Née du duo artistique, mais également mari et femme, de Kata Wéber et Kornél Mundruczo, l’histoire de Pieces of a woman remonte à la création d’une pièce de théâtre écrite par Kata Wéber et représentée pour la première fois en 2018 en Pologne. La mise en scène est osée, éprouvante tant pour les comédiens que pour les spectateurs et est séparée en deux actes d’une heure chacun. Le premier décrit l’accouchement laborieux, soldé par la perte inconcevable du bébé, le second confronte les personnages lors d’un dîner de famille houleux, transpirant de jugements et d’à priori conservateurs, dévastateurs. La pièce fait immédiatement un carton.

MORCEAUX DE FEMME ET PIÈCE DE THÉÂTRE

Déjà collaborateurs sur les précédents films de Mundruczo (White god, La lune de Jupiter), Wéber et lui s’allient sur la mise en scène retranscrite des suites d’évènements terribles dont ils peinent à se remettre personnellement. La question, précisément, est-elle de se remettre d’un drame, ou d’une tragédie ? N’est-elle pas plutôt d’apprendre à vivre avec, au lieu d’essayer en vain de l’ignorer ? C’est le questionnement rhétorique qui germe dans l’esprit de Mundruczo qui, après avoir encouragé sa femme à mettre en lumière une série de dialogues percutants entre une mère et sa fille endeuillée, réalise l’importance de partager avec le plus grand nombre les traumatismes qu’habituellement l’on garde bien à soi. La société, confie l’actrice principale Vanessa Kirby, ne sait pas comment parler de ces choses-là.

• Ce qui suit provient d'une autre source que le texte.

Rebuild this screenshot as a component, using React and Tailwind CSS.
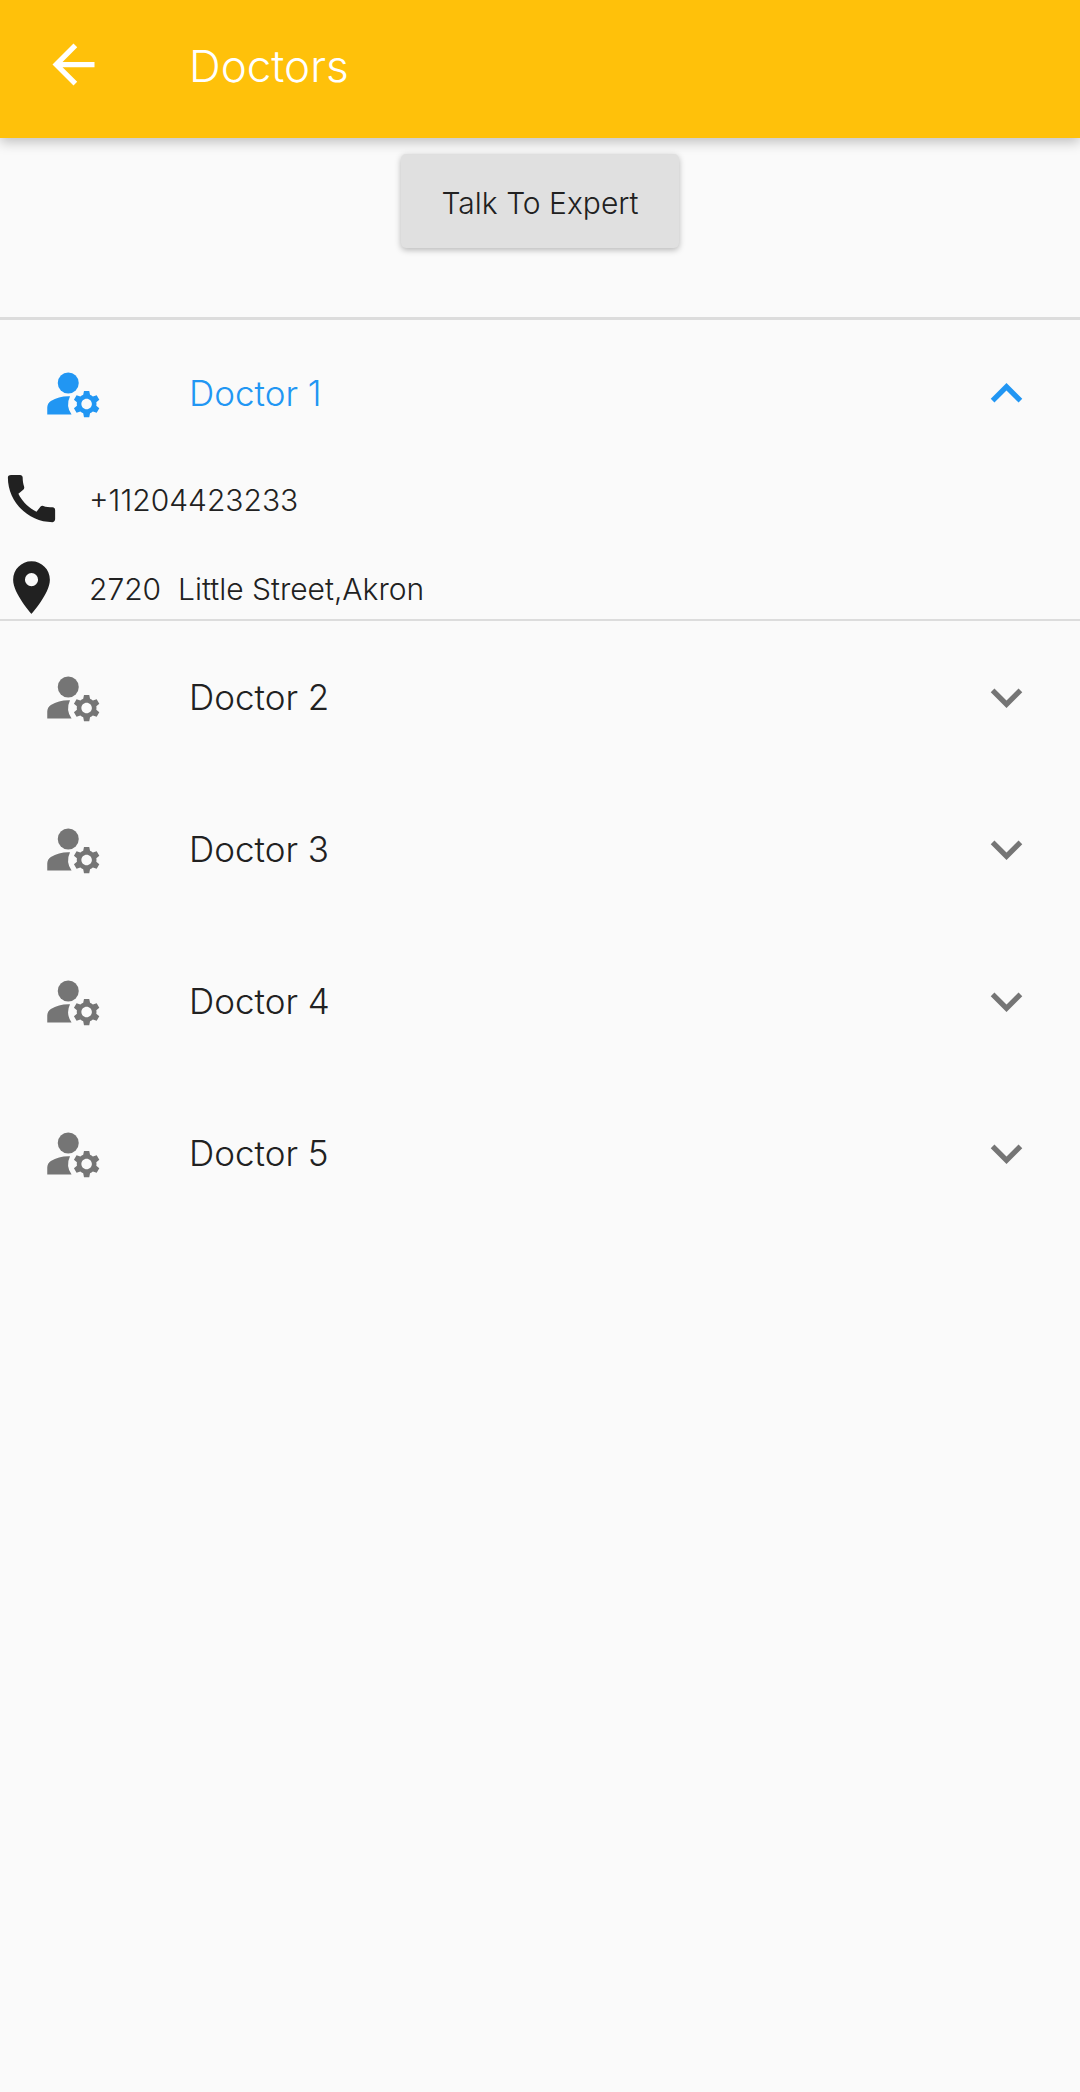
import { useState } from "react";
import {
  MdArrowBack,
  MdCall,
  MdExpandLess,
  MdExpandMore,
  MdLocationOn,
  MdManageAccounts,
} from "react-icons/md";

const doctors = [
  { id: 1, name: "Doctor 1", phone: "+11204423233", address: "2720  Little Street,Akron" },
  { id: 2, name: "Doctor 2" },
  { id: 3, name: "Doctor 3" },
  { id: 4, name: "Doctor 4" },
  { id: 5, name: "Doctor 5" },
];

function DoctorTile({ doctor, open, onToggle }) {
  const Chevron = open ? MdExpandLess : MdExpandMore;

  return (
    <li className={`border-t-[3px] border-b-2 ${open ? "border-[#dcdcdc]" : "border-transparent"}`}>
      <button
        type="button"
        aria-expanded={open}
        onClick={onToggle}
        className={`flex h-[147px] w-full items-center px-[42px] text-left ${open ? "text-[#2196f3]" : "text-[#757575]"}`}
      >
        <MdManageAccounts className="size-[63px] shrink-0" />
        <span className={`ml-[84px] flex-1 text-[35px] ${open ? "" : "text-[#212121]"}`}>
          {doctor.name}
        </span>
        <Chevron className="size-[63px] shrink-0" />
      </button>

      {open && doctor.phone && (
        <div className="flex flex-col gap-[26px]">
          <div className="flex items-center gap-[26px]">
            <MdCall className="size-[63px] shrink-0" />
            <a href={`tel:${doctor.phone}`} className="pt-1">
              {doctor.phone}
            </a>
          </div>
          <div className="flex items-center gap-[26px]">
            <MdLocationOn className="size-[63px] shrink-0" />
            <span className="pt-1 whitespace-pre">{doctor.address}</span>
          </div>
        </div>
      )}
    </li>
  );
}

export default function App() {
  const [openId, setOpenId] = useState(1);

  return (
    <div className="min-h-screen bg-[#fafafa] font-['Inter','Liberation_Sans',sans-serif] text-[30px] font-light text-[#212121]">
      <header className="relative flex h-[138px] items-center bg-[#ffc10a] px-[42px] pb-[9px] text-white shadow-[0_4px_12px_rgba(0,0,0,0.24)]">
        <button type="button" aria-label="Back">
          <MdArrowBack className="size-[63px]" />
        </button>
        <h1 className="ml-[84px] pt-0.5 text-[44px]">Doctors</h1>
      </header>

      <main>
        <div className="flex justify-center pt-4 pb-[69px]">
          <button
            type="button"
            className="h-[94px] rounded-[5px] bg-[#e0e0e0] px-10 pt-1 shadow-[0_2px_6px_rgba(0,0,0,0.28)]"
          >
            Talk To Expert
          </button>
        </div>

        <ul>
          {doctors.map((doctor) => (
            <DoctorTile
              key={doctor.id}
              doctor={doctor}
              open={openId === doctor.id}
              onToggle={() => setOpenId(openId === doctor.id ? null : doctor.id)}
            />
          ))}
        </ul>
      </main>
    </div>
  );
}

C’est la formidable peur du « qu’en dira-t-on », celle d’affronter le regard et les jugements du monde extérieur, ici parfaitement représentée par le rôle de la mère de Martha, Ellen Burstyn (Elizabeth  Weiss), survivante de l’Holocauste et dévorée par cette volonté de survie presque bestiale, au détriment de son besoin d’expression émotionnelle. 

Pieces of a woman

L’ART COMME THÉRAPIE

« La tristesse s’envole sur les ailes du temps », écrivait La Fontaine au XVIIème siècle comme nombre de grands esprits, formule du temps guérisseur évoquée dans le film sous l’une de ses variantes, et qui semble apparaître comme une solution potentielle à la souffrance. Le temps, d’ailleurs, nous est communiqué par la ponctuation de dates évoquant le fil d’une année accompagnant le deuil au sein du couple. Il file, de manière accélérée bien qu’à l’image, chaque plan ressemble à un tableau tranquille, une plante qui s’assèche, une lumière enveloppante, un environnement sonore travaillé pour alterner entre éclats de voix, et silence et solitude, et paix intérieure. Tout ce que recherche le personnage de Martha, très justement interprété par Vanessa Kirby, ayant remporté la Coupe Volpi de Meilleure Actrice au festival de Venise, n’est autre qu’un havre de tranquillité et de paix, un cocon de reconstruction émotionnelle, en dépit d’une première phase de deuil douloureuse, marquée par la couleur rouge et un silence assourdissant.

Le choix d’avoir tourné une première séquence sous forme de plan-séquence, long de 23 minutes, au cours duquel se déroule l’accouchement, marque le restant du film aux yeux du spectateur qui dès lors fait partie de l’histoire, en est l’intime témoin, ressentant cette peur épidermique, cette terreur de ne plus jamais arriver à vivre normalement après un évènement tragique.

Cette séquence à la puissance maîtrisée paraît d’autant plus sublime dans sa justesse émotionnelle qu’elle est comme habitée par la présence d’un observant, cela étant notamment dû au procédé technique utilisé, un stabilisateur plutôt qu’une caméra à l’épaule, donnant cette impression de flottaison face à l’action. Mundruczo justifiant ce choix comme pouvant symboliser la présence sensorielle de l’enfant mort-né, si subtilement tourné toutefois qu’il n’en paraît jamais exacerbé.

Pieces of a woman reste un film d’auteur, écrit par une femme, réalisé par un homme, au message d’amour universel et qui éclaire cette question du deuil et de ce qui existe, en supplément du simple temps qui passe et atténue les souffrances, pour aider les hommes et les femmes à traiter la tristesse, au lieu de la dissimuler simplement pour paraître forts. D’où vient la force ? De celui qui contient son chagrin pour continuer à vivre ? Ou de celui qui pleure, pour vivre son chagrin.